◆ **Aim**
Draw out every line with the word "styled" from the listing below.

◆ **Record excerpts**
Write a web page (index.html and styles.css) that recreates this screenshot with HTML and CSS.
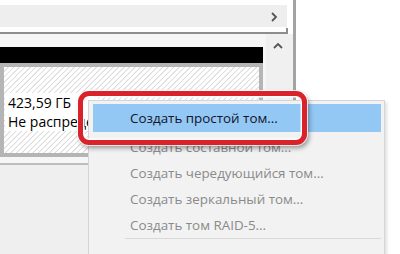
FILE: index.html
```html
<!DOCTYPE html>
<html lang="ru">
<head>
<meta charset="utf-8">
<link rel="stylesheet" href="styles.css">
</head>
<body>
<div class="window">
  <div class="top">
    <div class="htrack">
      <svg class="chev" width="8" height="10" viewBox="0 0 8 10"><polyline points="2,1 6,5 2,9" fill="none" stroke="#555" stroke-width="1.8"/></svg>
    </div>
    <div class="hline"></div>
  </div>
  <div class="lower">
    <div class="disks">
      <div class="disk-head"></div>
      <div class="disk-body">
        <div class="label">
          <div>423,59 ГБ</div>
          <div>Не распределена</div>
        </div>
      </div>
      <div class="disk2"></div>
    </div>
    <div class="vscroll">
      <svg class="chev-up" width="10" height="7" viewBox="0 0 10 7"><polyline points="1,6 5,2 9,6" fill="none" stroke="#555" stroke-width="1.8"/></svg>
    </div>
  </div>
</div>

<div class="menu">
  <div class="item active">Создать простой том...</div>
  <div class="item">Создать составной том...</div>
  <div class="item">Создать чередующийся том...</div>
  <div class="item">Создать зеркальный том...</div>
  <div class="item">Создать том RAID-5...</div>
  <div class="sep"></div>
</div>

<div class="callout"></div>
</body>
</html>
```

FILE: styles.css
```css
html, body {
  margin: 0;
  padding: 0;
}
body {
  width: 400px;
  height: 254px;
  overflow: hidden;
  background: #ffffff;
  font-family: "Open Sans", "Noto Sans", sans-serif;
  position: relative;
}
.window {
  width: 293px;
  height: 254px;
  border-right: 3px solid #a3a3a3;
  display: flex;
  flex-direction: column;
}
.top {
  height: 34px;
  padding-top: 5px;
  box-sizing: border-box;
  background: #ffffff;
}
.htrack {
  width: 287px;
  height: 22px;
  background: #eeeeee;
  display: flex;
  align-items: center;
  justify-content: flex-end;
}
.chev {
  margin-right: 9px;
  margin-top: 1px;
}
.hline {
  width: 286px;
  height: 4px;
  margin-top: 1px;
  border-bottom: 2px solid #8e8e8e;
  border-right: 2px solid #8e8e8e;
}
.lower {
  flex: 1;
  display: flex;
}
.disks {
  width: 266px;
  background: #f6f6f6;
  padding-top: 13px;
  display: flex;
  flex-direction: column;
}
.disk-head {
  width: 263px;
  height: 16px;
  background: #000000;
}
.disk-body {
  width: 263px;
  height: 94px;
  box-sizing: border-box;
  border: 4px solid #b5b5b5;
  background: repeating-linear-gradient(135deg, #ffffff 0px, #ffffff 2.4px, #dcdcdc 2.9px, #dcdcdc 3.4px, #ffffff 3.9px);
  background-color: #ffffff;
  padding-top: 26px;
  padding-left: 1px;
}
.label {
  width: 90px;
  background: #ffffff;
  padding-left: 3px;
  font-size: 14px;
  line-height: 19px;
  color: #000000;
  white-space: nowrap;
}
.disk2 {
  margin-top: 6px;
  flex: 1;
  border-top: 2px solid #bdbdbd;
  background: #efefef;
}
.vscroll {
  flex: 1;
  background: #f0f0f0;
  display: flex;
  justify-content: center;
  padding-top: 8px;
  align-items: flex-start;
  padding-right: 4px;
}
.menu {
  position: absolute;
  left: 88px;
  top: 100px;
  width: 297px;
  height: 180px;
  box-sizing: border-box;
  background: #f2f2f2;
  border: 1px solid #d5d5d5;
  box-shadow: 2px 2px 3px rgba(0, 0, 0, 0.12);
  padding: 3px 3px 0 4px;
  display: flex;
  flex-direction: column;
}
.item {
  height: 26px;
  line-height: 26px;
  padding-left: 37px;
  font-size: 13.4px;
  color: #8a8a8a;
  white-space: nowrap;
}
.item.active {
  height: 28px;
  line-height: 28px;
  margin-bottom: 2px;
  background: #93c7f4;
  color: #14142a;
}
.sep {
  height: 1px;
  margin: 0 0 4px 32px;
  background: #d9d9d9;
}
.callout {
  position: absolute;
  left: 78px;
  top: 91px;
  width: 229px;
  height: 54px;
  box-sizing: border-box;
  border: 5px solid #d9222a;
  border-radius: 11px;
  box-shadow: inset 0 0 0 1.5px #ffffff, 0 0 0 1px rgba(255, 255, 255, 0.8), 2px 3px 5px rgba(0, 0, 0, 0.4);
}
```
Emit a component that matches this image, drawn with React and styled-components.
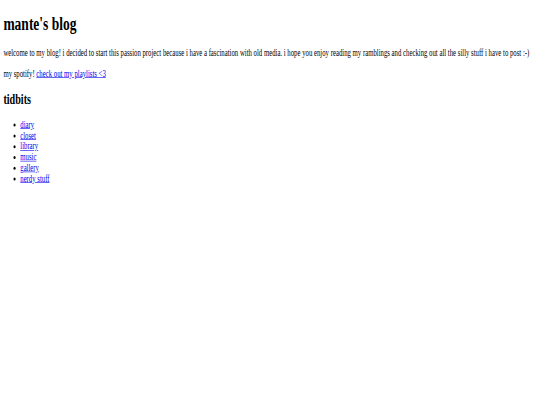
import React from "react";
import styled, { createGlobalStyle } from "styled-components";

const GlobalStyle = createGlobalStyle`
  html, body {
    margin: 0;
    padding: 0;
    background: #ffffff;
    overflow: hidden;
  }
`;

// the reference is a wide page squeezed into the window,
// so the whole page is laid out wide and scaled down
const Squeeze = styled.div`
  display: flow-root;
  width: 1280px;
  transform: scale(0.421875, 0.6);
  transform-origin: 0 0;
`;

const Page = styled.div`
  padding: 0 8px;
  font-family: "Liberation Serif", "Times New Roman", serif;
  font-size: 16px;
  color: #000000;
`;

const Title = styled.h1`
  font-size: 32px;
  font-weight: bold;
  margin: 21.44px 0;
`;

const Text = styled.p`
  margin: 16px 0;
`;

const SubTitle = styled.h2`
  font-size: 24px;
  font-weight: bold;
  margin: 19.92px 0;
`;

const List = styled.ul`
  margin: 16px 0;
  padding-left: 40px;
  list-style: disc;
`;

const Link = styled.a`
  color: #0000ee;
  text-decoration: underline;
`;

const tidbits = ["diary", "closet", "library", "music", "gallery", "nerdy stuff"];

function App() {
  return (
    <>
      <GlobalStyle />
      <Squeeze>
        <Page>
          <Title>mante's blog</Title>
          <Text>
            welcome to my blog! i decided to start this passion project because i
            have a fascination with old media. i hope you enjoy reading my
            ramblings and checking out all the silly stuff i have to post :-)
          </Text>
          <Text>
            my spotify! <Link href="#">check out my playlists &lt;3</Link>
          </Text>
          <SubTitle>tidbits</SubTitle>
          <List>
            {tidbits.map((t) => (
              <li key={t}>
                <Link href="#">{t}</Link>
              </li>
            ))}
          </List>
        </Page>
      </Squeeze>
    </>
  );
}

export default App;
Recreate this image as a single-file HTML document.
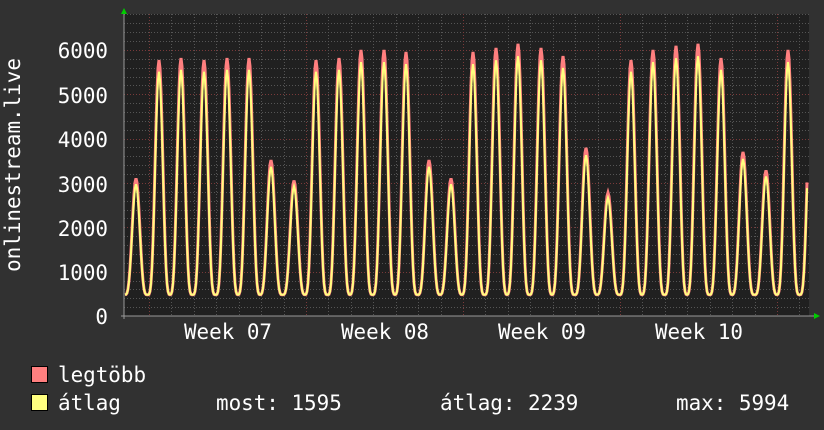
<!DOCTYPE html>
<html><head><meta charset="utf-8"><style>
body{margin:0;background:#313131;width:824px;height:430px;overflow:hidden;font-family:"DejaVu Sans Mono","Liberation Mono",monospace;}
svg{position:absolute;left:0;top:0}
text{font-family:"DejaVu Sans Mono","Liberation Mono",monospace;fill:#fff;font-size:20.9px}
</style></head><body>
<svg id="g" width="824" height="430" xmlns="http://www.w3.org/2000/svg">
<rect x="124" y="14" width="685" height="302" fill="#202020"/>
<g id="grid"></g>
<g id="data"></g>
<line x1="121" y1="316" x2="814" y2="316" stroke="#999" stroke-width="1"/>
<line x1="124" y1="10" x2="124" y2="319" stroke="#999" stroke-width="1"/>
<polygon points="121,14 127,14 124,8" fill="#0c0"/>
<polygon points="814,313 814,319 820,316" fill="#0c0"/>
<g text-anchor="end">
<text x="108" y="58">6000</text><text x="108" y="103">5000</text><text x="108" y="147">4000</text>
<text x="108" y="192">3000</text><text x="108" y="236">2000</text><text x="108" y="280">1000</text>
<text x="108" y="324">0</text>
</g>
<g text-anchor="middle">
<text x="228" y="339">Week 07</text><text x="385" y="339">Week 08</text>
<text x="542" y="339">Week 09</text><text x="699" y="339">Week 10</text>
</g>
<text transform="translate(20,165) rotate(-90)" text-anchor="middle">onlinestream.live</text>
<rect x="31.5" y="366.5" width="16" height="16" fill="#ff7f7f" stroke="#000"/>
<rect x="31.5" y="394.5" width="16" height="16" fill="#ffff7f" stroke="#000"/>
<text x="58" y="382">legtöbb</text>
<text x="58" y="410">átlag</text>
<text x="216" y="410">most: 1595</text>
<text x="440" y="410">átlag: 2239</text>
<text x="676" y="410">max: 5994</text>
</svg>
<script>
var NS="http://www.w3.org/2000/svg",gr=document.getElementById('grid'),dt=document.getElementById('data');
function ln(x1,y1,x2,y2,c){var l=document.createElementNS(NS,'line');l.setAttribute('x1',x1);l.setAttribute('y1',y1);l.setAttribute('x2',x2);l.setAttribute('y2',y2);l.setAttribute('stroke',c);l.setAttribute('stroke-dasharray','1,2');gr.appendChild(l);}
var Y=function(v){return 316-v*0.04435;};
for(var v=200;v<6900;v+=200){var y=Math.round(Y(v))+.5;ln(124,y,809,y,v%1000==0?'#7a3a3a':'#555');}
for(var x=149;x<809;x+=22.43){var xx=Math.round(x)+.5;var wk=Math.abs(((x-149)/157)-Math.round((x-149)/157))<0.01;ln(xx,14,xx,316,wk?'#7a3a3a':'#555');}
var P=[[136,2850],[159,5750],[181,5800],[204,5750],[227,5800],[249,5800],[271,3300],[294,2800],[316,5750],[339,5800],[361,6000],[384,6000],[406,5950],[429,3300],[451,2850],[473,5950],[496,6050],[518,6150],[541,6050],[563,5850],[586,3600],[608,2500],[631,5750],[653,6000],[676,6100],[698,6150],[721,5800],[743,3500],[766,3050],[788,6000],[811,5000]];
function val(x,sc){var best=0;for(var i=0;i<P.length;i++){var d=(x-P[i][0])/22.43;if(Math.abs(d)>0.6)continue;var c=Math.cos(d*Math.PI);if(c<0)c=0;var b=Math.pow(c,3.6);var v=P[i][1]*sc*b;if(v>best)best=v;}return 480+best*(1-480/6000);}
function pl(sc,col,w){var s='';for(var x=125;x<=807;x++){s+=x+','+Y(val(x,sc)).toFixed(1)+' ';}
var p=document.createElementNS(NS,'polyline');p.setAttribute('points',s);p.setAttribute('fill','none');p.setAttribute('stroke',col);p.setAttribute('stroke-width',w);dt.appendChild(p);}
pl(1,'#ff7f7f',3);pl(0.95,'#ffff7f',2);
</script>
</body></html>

◆ **Result of the exercise**
Emit a component that matches this image, drawn with React and styled-components.
import styled, { createGlobalStyle } from "styled-components";
const Squeeze = styled.div`
const Page = styled.div`
const Title = styled.h1`
const Text = styled.p`
const SubTitle = styled.h2`
const List = styled.ul`
const Link = styled.a`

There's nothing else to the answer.